Tell how many lines in the data below include the word "React". The answer is the number only.

##########

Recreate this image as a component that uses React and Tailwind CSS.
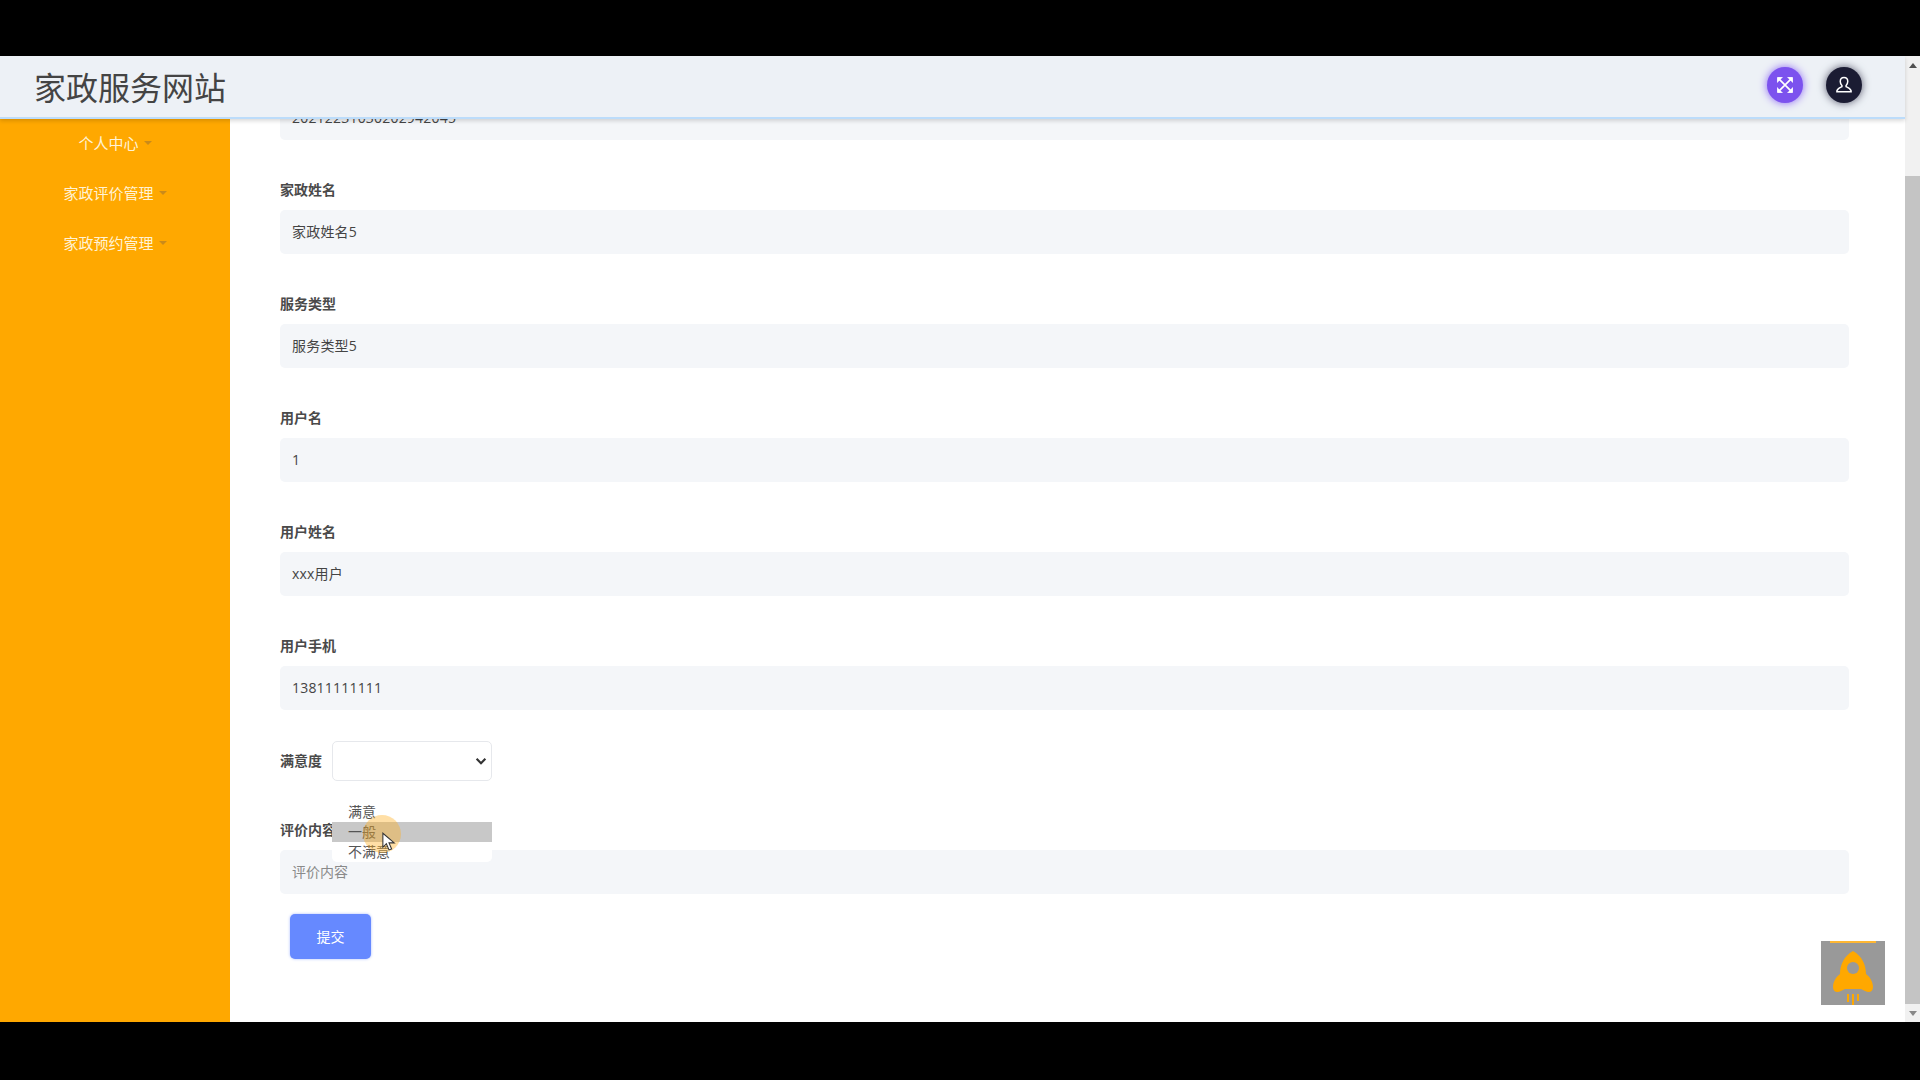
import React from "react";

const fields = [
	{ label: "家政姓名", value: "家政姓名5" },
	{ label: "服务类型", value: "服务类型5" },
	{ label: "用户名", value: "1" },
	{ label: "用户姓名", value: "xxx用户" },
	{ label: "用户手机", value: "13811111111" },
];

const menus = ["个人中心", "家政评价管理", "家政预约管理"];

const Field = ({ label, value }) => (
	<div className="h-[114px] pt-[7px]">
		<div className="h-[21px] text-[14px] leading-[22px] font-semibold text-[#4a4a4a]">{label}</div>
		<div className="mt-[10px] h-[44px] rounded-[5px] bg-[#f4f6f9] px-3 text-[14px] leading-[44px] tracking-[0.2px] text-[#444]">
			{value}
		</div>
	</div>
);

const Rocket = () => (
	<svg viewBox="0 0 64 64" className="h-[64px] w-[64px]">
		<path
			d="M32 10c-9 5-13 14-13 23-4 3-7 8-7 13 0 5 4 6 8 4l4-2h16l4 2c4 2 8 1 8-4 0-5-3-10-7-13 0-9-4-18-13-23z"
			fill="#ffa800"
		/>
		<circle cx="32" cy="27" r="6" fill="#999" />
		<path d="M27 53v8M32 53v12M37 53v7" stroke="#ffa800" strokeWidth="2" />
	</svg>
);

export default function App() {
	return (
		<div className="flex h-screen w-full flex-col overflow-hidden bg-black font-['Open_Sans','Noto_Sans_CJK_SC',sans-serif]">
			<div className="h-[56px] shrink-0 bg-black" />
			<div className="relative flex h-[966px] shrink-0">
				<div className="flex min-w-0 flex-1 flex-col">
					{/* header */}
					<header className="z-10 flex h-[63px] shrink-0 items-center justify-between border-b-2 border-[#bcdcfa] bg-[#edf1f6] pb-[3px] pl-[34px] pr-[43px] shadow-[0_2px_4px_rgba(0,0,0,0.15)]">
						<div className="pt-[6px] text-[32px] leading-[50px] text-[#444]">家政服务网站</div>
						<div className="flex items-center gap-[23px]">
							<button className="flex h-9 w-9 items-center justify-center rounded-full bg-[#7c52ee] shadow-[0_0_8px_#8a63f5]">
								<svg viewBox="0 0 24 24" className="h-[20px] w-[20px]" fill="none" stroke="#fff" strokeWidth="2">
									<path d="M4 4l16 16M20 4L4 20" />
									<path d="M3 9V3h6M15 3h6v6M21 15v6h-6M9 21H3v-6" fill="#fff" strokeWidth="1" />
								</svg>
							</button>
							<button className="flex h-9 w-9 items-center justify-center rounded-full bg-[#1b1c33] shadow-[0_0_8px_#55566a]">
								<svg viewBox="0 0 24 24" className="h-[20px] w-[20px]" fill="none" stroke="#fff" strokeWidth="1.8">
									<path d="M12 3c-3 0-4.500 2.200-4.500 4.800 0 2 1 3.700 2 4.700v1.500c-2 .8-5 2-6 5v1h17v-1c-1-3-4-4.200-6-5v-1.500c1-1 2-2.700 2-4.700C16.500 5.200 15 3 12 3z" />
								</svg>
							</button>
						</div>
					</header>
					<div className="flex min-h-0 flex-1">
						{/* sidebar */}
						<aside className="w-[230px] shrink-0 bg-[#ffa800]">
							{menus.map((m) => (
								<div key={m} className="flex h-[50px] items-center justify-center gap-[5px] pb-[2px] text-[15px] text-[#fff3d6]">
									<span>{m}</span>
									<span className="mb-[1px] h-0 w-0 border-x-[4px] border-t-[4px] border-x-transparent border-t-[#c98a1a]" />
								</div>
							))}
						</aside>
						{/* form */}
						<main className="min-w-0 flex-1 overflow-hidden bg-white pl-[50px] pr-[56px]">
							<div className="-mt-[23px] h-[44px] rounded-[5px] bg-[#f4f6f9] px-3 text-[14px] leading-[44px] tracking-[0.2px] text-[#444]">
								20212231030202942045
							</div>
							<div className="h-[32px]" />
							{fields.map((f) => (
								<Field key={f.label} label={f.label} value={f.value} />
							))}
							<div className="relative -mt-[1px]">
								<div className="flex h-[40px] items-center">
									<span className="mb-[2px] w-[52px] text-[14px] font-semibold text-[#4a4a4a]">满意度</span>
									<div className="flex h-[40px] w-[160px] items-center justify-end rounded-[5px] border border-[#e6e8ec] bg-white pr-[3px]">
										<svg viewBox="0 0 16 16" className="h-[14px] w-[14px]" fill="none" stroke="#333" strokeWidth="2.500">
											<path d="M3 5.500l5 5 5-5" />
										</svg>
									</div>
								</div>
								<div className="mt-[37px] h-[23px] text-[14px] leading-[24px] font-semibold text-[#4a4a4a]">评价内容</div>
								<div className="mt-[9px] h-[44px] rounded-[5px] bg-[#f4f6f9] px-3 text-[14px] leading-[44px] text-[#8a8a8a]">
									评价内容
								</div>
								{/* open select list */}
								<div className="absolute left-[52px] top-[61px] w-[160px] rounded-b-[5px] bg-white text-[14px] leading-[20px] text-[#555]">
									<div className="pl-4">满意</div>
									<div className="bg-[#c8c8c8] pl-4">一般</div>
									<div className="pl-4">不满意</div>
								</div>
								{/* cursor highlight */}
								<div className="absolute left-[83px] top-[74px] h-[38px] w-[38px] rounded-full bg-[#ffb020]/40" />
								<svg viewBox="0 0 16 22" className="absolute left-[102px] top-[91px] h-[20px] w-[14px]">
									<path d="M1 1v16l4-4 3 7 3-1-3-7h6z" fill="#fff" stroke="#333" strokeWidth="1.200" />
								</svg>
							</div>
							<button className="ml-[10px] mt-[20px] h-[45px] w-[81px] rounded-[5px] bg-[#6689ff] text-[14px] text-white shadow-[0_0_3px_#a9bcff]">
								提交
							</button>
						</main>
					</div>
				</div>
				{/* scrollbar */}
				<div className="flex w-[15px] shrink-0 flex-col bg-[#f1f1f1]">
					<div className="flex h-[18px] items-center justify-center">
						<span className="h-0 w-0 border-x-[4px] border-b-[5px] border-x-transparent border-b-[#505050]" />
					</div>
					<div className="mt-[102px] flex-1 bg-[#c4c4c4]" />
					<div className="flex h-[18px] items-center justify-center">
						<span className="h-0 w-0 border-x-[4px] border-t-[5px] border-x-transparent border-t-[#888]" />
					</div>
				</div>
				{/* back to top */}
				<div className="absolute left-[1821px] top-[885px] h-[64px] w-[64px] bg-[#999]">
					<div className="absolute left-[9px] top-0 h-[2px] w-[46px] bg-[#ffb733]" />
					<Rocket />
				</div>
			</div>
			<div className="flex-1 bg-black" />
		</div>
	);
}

##########

• _Solution_:
2